**Dataset excerpt**

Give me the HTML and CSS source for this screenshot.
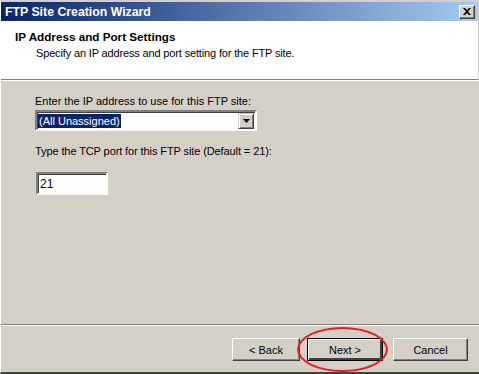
FILE: index.html
```html
<!DOCTYPE html>
<html lang="en">
<head>
  <meta charset="UTF-8" />
  <title>FTP Site Creation Wizard</title>
  <link rel="stylesheet" href="styles.css">
</head>
<body>
  <div class="window">
    <div class="title-bar">
      <span class="title-text">FTP Site Creation Wizard</span>
      <button class="close-btn" aria-label="Close">
        <svg width="8" height="7" viewBox="0 0 8 7">
          <path d="M0 0h2l2 2 2-2h2L5 3.5 8 7H6L4 5 2 7H0l3-3.5z" fill="#000"/>
        </svg>
      </button>
    </div>

    <div class="wizard-header">
      <h1>IP Address and Port Settings</h1>
      <p>Specify an IP address and port setting for the FTP site.</p>
    </div>

    <div class="wizard-body">
      <label class="field-label">Enter the IP address to use for this FTP site:</label>
      <div class="combo">
        <span class="combo-value"><span class="selected">(All Unassigned)</span></span>
        <span class="combo-arrow">
          <svg width="7" height="4" viewBox="0 0 7 4"><path d="M0 0h7L3.5 4z" fill="#000"/></svg>
        </span>
      </div>

      <label class="field-label port-label">Type the TCP port for this FTP site (Default = 21):</label>
      <div class="textbox">21</div>
    </div>

    <div class="wizard-footer">
      <button class="btn">&lt; Back</button>
      <button class="btn btn-default">Next &gt;</button>
      <button class="btn btn-cancel">Cancel</button>
      <div class="highlight-ring"></div>
    </div>
  </div>
</body>
</html>
```

FILE: styles.css
```css
body {
  margin: 0;
  padding: 0;
  background-color: #d4d0c8;
  font-family: "Liberation Sans", Arial, sans-serif;
  font-size: 11px;
  color: #000;
}

.window {
  position: relative;
  width: 479px;
  height: 374px;
  box-sizing: border-box;
  display: flex;
  flex-direction: column;
  background-color: #d4d0c8;
  border-top: 2px solid #d4d0c8;
  border-left: 1px solid #ffffff;
  border-bottom: 2px solid #404040;
  overflow: hidden;
}

.title-bar {
  height: 19px;
  flex-shrink: 0;
  margin-right: 1px;
  display: flex;
  align-items: center;
  justify-content: space-between;
  padding: 0 3px 0 4px;
  background: linear-gradient(to right, #0a246a, #a6caf0);
}

.title-text {
  color: #fff;
  font-weight: bold;
  font-size: 12.3px;
}

.close-btn {
  width: 16px;
  height: 14px;
  padding: 0;
  display: flex;
  align-items: center;
  justify-content: center;
  background-color: #d4d0c8;
  border: 1px solid;
  border-color: #fff #404040 #404040 #fff;
  box-shadow: inset -1px -1px 0 #808080;
}

.wizard-header {
  height: 59px;
  flex-shrink: 0;
  box-sizing: border-box;
  background-color: #fff;
  border-bottom: 1px solid #808080;
  padding: 9px 0 0 14px;
  margin-right: 1px;
}

.wizard-header h1 {
  margin: 0;
  font-size: 11.7px;
  font-weight: bold;
  line-height: 14px;
}

.wizard-header p {
  margin: 3px 0 0 21px;
  letter-spacing: -0.15px;
}

.wizard-body {
  flex: 1;
  padding: 14px 0 0 34px;
  border-top: 1px solid #fff;
  border-bottom: 1px solid #808080;
}

.field-label {
  display: block;
  line-height: 13px;
}

.port-label {
  margin-top: 14px;
  letter-spacing: -0.1px;
}

.combo {
  width: 222px;
  height: 21px;
  box-sizing: border-box;
  margin-top: 2px;
  display: flex;
  align-items: center;
  background-color: #fff;
  border: 2px solid;
  border-color: #808080 #fff #fff #808080;
  box-shadow: inset 1px 1px 0 #404040;
  padding: 1px;
}

.combo-value {
  flex: 1;
}

.selected {
  display: inline-block;
  background-color: #0a246a;
  color: #fff;
  padding: 0 1px;
  line-height: 14px;
}

.combo-arrow {
  width: 16px;
  height: 16px;
  box-sizing: border-box;
  display: flex;
  align-items: center;
  justify-content: center;
  background-color: #d4d0c8;
  border: 1px solid;
  border-color: #d4d0c8 #404040 #404040 #d4d0c8;
  box-shadow: inset 1px 1px 0 #fff, inset -1px -1px 0 #808080;
}

.textbox {
  width: 72px;
  height: 23px;
  box-sizing: border-box;
  margin: 14px 0 0 1px;
  padding: 3px 0 0 2px;
  background-color: #fff;
  border: 2px solid;
  border-color: #808080 #fff #fff #808080;
  box-shadow: inset 1px 1px 0 #404040;
  font-size: 12px;
}

.wizard-footer {
  position: relative;
  height: 47px;
  flex-shrink: 0;
  box-sizing: border-box;
  border-top: 1px solid #fff;
  display: flex;
  justify-content: flex-end;
  align-items: flex-start;
  padding: 12px 11px 0 0;
}

.btn {
  width: 68px;
  height: 23px;
  margin-left: 7px;
  box-sizing: border-box;
  background-color: #d4d0c8;
  border: 1px solid;
  border-color: #fff #404040 #404040 #fff;
  box-shadow: inset -1px -1px 0 #808080;
  font-family: "Liberation Sans", Arial, sans-serif;
  font-size: 11px;
  padding: 0;
  color: #000;
}

.btn-default {
  width: 76px;
  border: 1px solid #000;
  box-shadow: inset 1px 1px 0 #fff, inset -2px -2px 0 #404040, inset -1px -1px 0 #808080;
}

.btn-cancel {
  width: 75px;
  margin-left: 10px;
}

.highlight-ring {
  position: absolute;
  left: 296px;
  top: 1px;
  width: 91px;
  height: 45px;
  box-sizing: border-box;
  border: 2px solid #e41e1e;
  border-radius: 50%;
}
```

**Aim of the exercise**
Pick out all lines from the data above in which the word "this" appears.

**Exercise response**
Give me the HTML and CSS source for this screenshot.
      <label class="field-label">Enter the IP address to use for this FTP site:</label>
      <label class="field-label port-label">Type the TCP port for this FTP site (Default = 21):</label>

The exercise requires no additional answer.